The local governments have an important role in human rights education. There are local ordinances and programs on specific rights such as child rights (see Akito Kita, “Current State of Child Rights Education in Japanese Schools,” Human Rights Education in Asia-Pacific, Volume Two).
But there are also problems such as the reduction of budget in local governments. Previously, local governments have been supporting community or social education in the form of the establishment and operation of local centers (Kominkan) for such purpose, which provide educational activities including those on human rights-related education. Ironically, an internationally-supported program (Lifelong Learning) became the favorite educational concept and contributed to the sidelining of social education initiatives (See Yoko Arai, Social Education and Human Rights, Human Rights Education in Asia-Pacific, Volume Four).
There are individual and group initiatives on evaluating human rights education in the school system. See Bettina Rabe’s article for an example of evaluation of specific area of human rights education (textbooks) (Human Rights Education in Asia-Pacific, Volume Two). Teachers’ organizations conduct their own assessment of human rights education such as the one in Osaka (see Shinichi Hayashi, Evaluating Human Rights Education in Osaka Senior Secondary Schools in the same volume 2 of Human Rights Education in Asia-Pacific as earlier cited).
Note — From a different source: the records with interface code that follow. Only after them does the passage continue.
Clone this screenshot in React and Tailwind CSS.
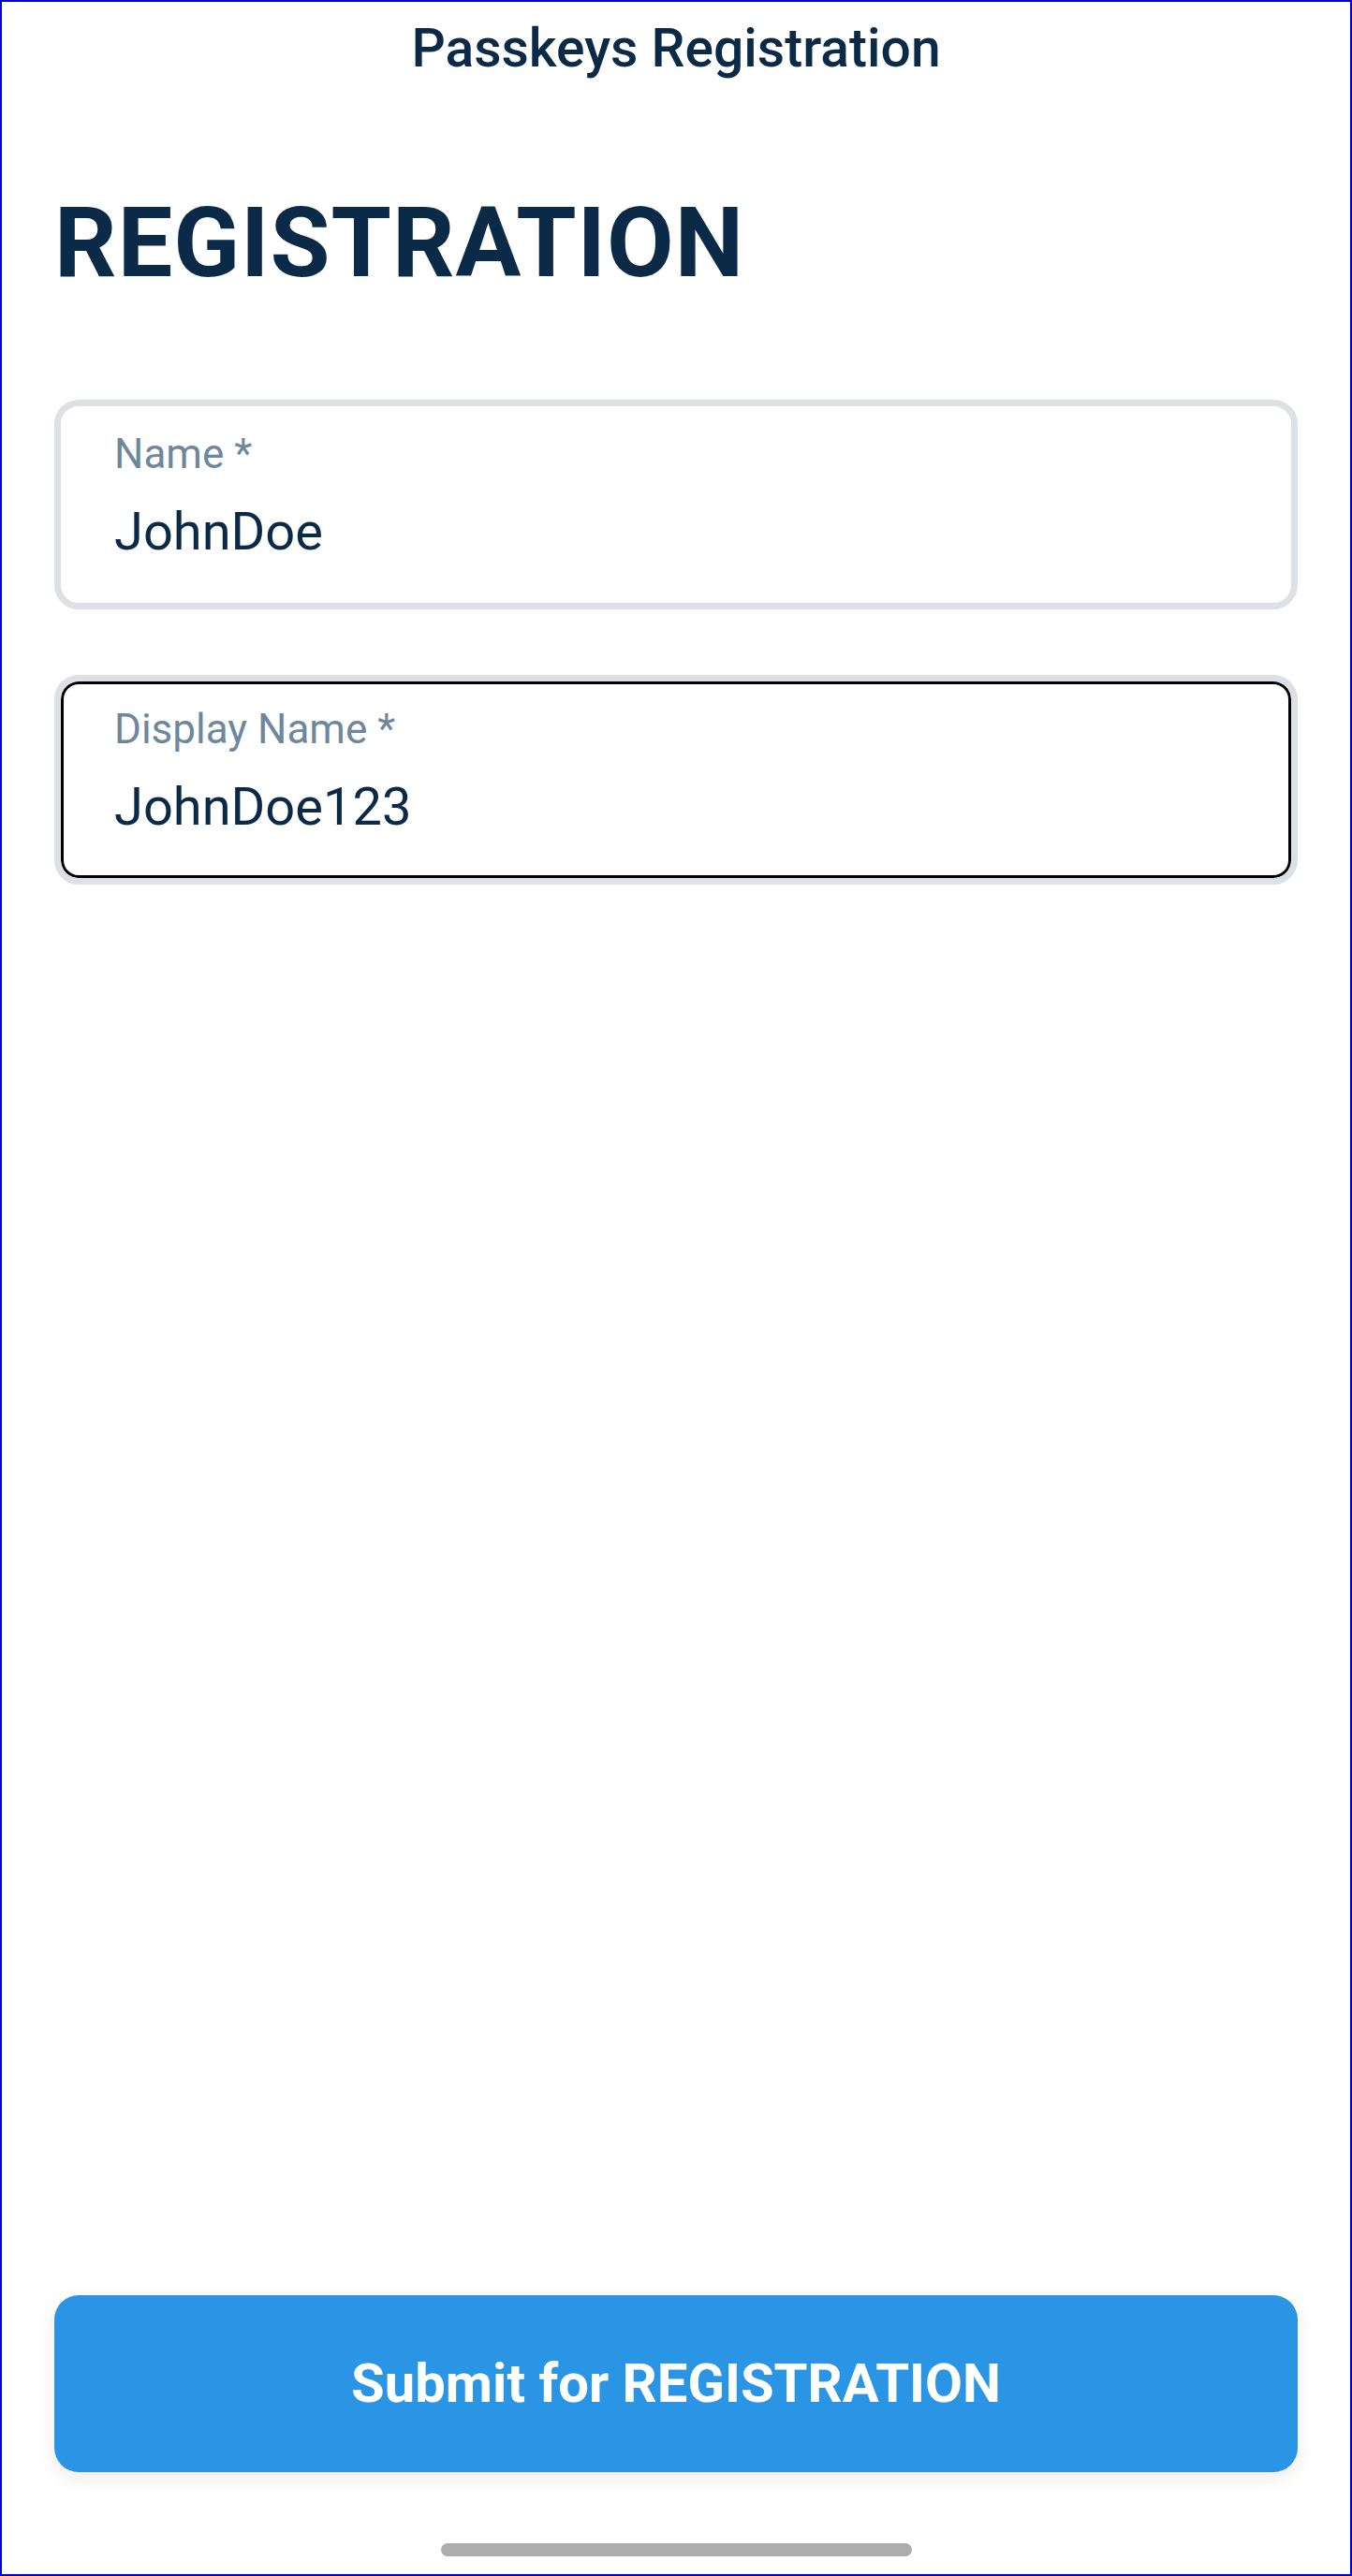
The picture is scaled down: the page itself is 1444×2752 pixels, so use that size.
import React from 'react';

const font = { fontFamily: 'Roboto, "Noto Sans", sans-serif' };

function Field({ label, value, focused }) {
  return (
    <div
      className={`h-[224px] rounded-[26px] border-[7px] border-[#dde1e6] bg-white pl-[57px] pt-[25px] ${
        focused ? 'shadow-[inset_0_0_0_3px_#000]' : ''
      }`}
    >
      <div className="text-[44px] leading-[52px] text-[#6f879c]">{label}</div>
      <div className="mt-[25px] text-[56px] leading-[64px] text-[#0b2a48]">{value}</div>
    </div>
  );
}

export default function App() {
  return (
    <div
      className="flex h-[2752px] w-[1444px] flex-col border-2 border-[#0000d8] bg-white px-[56px]"
      style={font}
    >
      <div className="pt-[18px] text-center text-[57px] font-medium leading-[64px] text-[#0b2a48]">
        Passkeys Registration
      </div>

      <h1 className="mt-[124px] text-[104px] font-bold leading-[104px] tracking-[1px] text-[#0b2a48]">
        REGISTRATION
      </h1>

      <div className="mt-[115px] flex flex-col gap-[70px]">
        <Field label="Name *" value="JohnDoe" />
        <Field label="Display Name *" value="JohnDoe123" focused />
      </div>

      <div className="flex-1" />

      <button className="h-[189px] w-full rounded-[26px] bg-[#2b95e5] text-[58px] font-bold text-white shadow-[0_6px_18px_rgba(120,90,40,0.12)]">
        Submit for REGISTRATION
      </button>

      <div className="mt-[76px] mb-[19px] flex justify-center">
        <div className="h-[14px] w-[503px] rounded-full bg-[#adadad]" />
      </div>
    </div>
  );
}
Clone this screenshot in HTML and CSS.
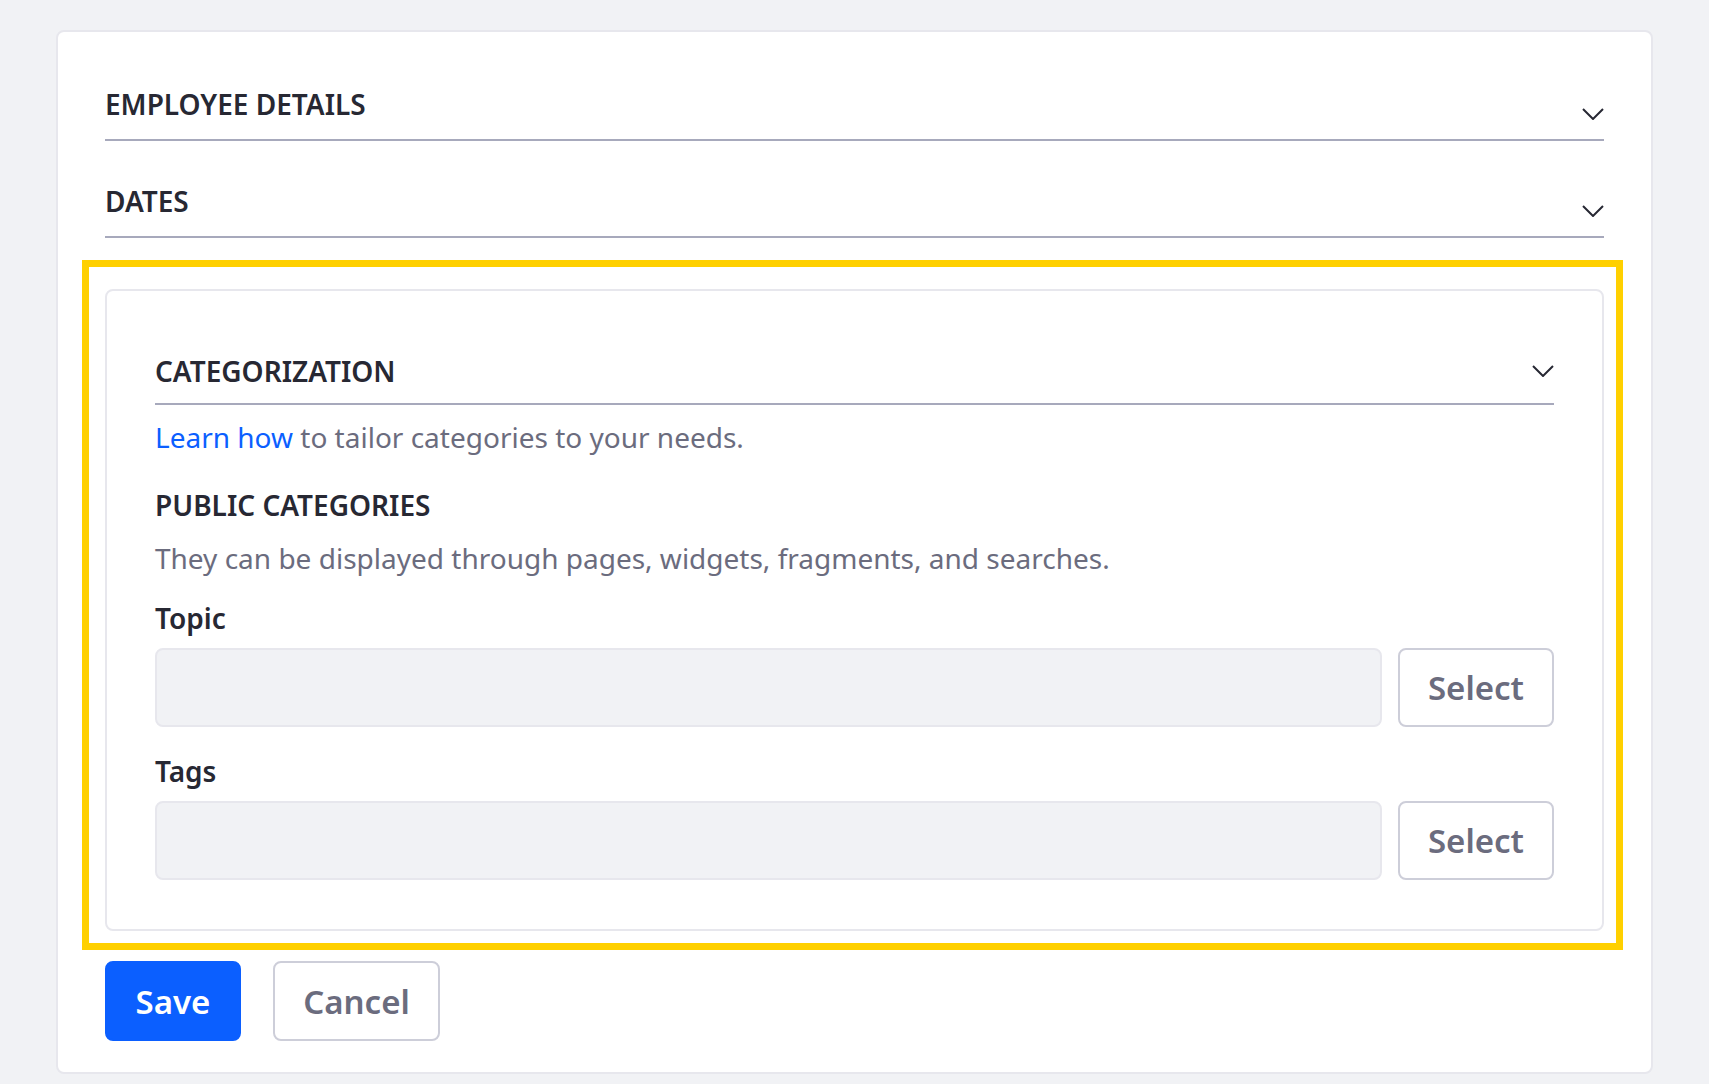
FILE: index.html
```html
<!DOCTYPE html>
<html lang="en">
<head>
<meta charset="utf-8">
<title>Employee</title>
<link rel="stylesheet" href="styles.css">
</head>
<body>
<div class="card">
  <div class="section-head">
    <span class="section-title">EMPLOYEE DETAILS</span>
    <svg class="chevron chevron-low" viewBox="0 0 22 12" width="22" height="12"><polyline points="1,1 11,11 21,1"/></svg>
  </div>
  <div class="section-head">
    <span class="section-title">DATES</span>
    <svg class="chevron chevron-low" viewBox="0 0 22 12" width="22" height="12"><polyline points="1,1 11,11 21,1"/></svg>
  </div>

  <div class="highlight">
    <div class="panel">
      <div class="section-head section-head-panel">
        <span class="section-title">CATEGORIZATION</span>
        <svg class="chevron chevron-mid" viewBox="0 0 22 12" width="22" height="12"><polyline points="1,1 11,11 21,1"/></svg>
      </div>
      <p class="help"><a class="link" href="#">Learn how</a> to tailor categories to your needs.</p>
      <h3 class="subhead">PUBLIC CATEGORIES</h3>
      <p class="desc">They can be displayed through pages, widgets, fragments, and searches.</p>
      <label class="field-label">Topic</label>
      <div class="field-row">
        <div class="field-input"></div>
        <button class="btn-secondary" type="button">Select</button>
      </div>
      <label class="field-label field-label-second">Tags</label>
      <div class="field-row">
        <div class="field-input"></div>
        <button class="btn-secondary" type="button">Select</button>
      </div>
    </div>
  </div>

  <div class="actions">
    <button class="btn-primary" type="button">Save</button>
    <button class="btn-outline" type="button">Cancel</button>
  </div>
</div>
</body>
</html>
```
FILE: styles.css
```css
* { box-sizing: border-box; }

html, body {
  margin: 0;
  padding: 0;
  background: #f1f2f5;
  font-family: "Noto Sans", "Open Sans", sans-serif;
  color: #272833;
}

body {
  padding-top: 30px;
  height: 1084px;
  overflow: hidden;
}

.card {
  width: 1597px;
  margin-left: 56px;
  background: #fff;
  border: 2px solid #e7e7ed;
  border-radius: 8px;
  padding: 12px 47px 31px 47px;
}

.section-head {
  display: flex;
  justify-content: space-between;
  align-items: flex-start;
  padding-top: 41px;
  padding-bottom: 16px;
  border-bottom: 2px solid #a7a9bc;
}

.section-title {
  font-size: 28px;
  line-height: 38px;
  font-weight: 600;
  color: #272833;
}

.chevron {
  flex: none;
  fill: none;
  stroke: #272833;
  stroke-width: 2;
}
.chevron-low { margin-top: 23px; }
.chevron-mid { margin-top: 13px; }

.highlight {
  margin: 22px -19px 0 -23px;
  border: 7px solid #ffd000;
  padding: 22px 12px 12px 16px;
}

.panel {
  border: 2px solid #e7e7ed;
  border-radius: 8px;
  padding: 20px 48px 49px 48px;
}

.section-head-panel {
  padding-bottom: 13px;
}

.help {
  margin: 13px 0 0 0;
  font-size: 28px;
  line-height: 38px;
  color: #6b6c7e;
}

.link {
  color: #0b5fff;
  text-decoration: none;
}

.subhead {
  margin: 30px 0 0 0;
  font-size: 28px;
  line-height: 38px;
  font-weight: 600;
  color: #272833;
}

.desc {
  margin: 15px 0 0 0;
  font-size: 28px;
  line-height: 38px;
  color: #6b6c7e;
}

.field-label {
  display: block;
  margin-top: 22px;
  font-size: 28px;
  line-height: 38px;
  font-weight: 600;
  color: #272833;
}
.field-label-second { margin-top: 25px; }

.field-row {
  display: flex;
  gap: 16px;
  margin-top: 11px;
}

.field-input {
  flex: 1;
  height: 79px;
  background: #f1f2f5;
  border: 2px solid #e7e7ed;
  border-radius: 8px;
}

.btn-secondary,
.btn-outline {
  font-family: "Noto Sans", "Open Sans", sans-serif;
  font-size: 33px;
  font-weight: 600;
  color: #6b6c7e;
  background: #fff;
  border: 2px solid #cdced9;
  border-radius: 8px;
  padding: 0;
  height: 79px;
}

.btn-secondary { width: 156px; }

.actions {
  display: flex;
  gap: 32px;
  margin-top: 11px;
}

.btn-primary {
  font-family: "Noto Sans", "Open Sans", sans-serif;
  font-size: 33px;
  font-weight: 600;
  color: #fff;
  background: #0b5fff;
  border: 2px solid #0b5fff;
  border-radius: 8px;
  width: 136px;
  height: 80px;
  padding: 0;
}

.btn-outline { width: 167px; height: 80px; }
```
In order to capture learning from these programmes there is a need for continuing collection of documentations on human rights education made by governments (national and local), research institutes (particularly those focusing on rights education – from general human rights education to specific rights education), human rights centers (such as HURIGHTS OSAKA), teachers’ organizations, and NGOs. A system of organizing such information (such as done by HREA) would help make this happen.
However, fostering dialogue, if it is meant to be effective, has to be done at the local level by the local institutions. National level dialogue is also good, but resources and political will of national government agencies that support human rights education should exist.